The 6’3” junior has a knack for making plays for both himself and teammates, but some might find his play at the point a bit erratic. Nonetheless, this herky-jerky tempo is where McIntosh is most comfortable operating.

Head Coach Chris Collins’ offense, which includes some basic elements of the Princeton Offense run under former Coach Bill Carmody (currently at Holy Cross), instills that kind of hyperactive energy in its players. That said, the main focus of McIntosh's game is testing the patience of the defense, and he is constantly probing the lane off the dribble to create action on offense. An above average jump shot — both of the off-the-dribble and pull-up varieties — forces defense to stay home and not help to other defenders.

In this pair of plays you see McIntosh’s entire repertoire on display. Quickness and ball-handling are a few things in his favor, but the far more important aspects of his game is his ability to set up driving and passing lanes off of a ball screen.



Basketball, like most sports, is all about timing. In both cases you see a slight change of pace (or even a full split-second stop) to keep his defender off balance, but McIntosh does not upset the timing with his screening teammate.

Not necessarily the fanciest dribbling you’ll see on the hardwood these days, but the ball is protected and the point guard is in complete control of the look his team is getting at the basket. 

More importantly, in both cases we see the same result: a bucket.

Defense is about staying engaged to your assignment and staying disciplined, but knowing when to press the gas or to employ a simple stutter-step dribble can create a crease to the hoop or a lane for a teammate. Northwestern will be looking for a new leading scorer in 2016, which should mean even more antics from the lead guard position this year in Evanston — antics being a term of endearment of course.

Dallas Moore, senior, North Florida Ospreys: 19.8 ppg, 6 apg, 4 rpg, 39.5 percent from the 3-point line

There’s always something novel about a left-handed player that gets to people. In most cases it’s just the lefty being the odd man out, but in the case of Dallas Moore there’s way more than meets the eye.

Moore blends a lightning quick first step, a slick dribble and an ability to finish around the rim — more often that not with the left hand. He also makes his mark as a deadeye shooter. 

Moore was among the league leaders in the Atlantic Sun conference from deep, while the team also ranked in the top 10 nationally from beyond the arc. That shooting prowess is a deterrent for defenses that look to cheat around and underneath ball screens.

In a March matchup against South Carolina Upstate in the quarterfinals of the Atlantic Sun Conference Tournament, Moore used a weak-side screen to his advantage against an overzealous defender.

Here the decision to decline the ball screen option gets Moore in a position for a straight-line drive to the rim, and the defender’s choice to drop off and undercut the screen puts him in a compromising spot.

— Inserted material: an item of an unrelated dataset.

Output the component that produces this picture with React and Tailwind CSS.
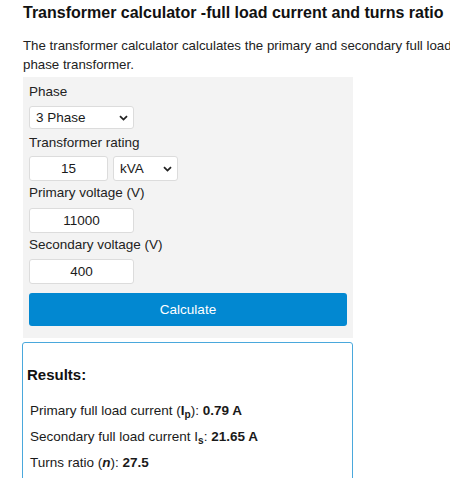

A crossover dribble would have worked to the same effect, but the choice to opt for a little razzle-dazzle is a testament to soft defense. Admittedly, Moore might benefit from the fact that some defenders forget his dominant hand but that’s not an excuse at the D-I level.

The fact that he is also a willing passer actually opens up his offensive game, despite his role as the leading scorer on a team that featured five players averaging double-digits. Though the makeup of this year’s squad will be a bit different, be sure to look for much more of the same from No 14.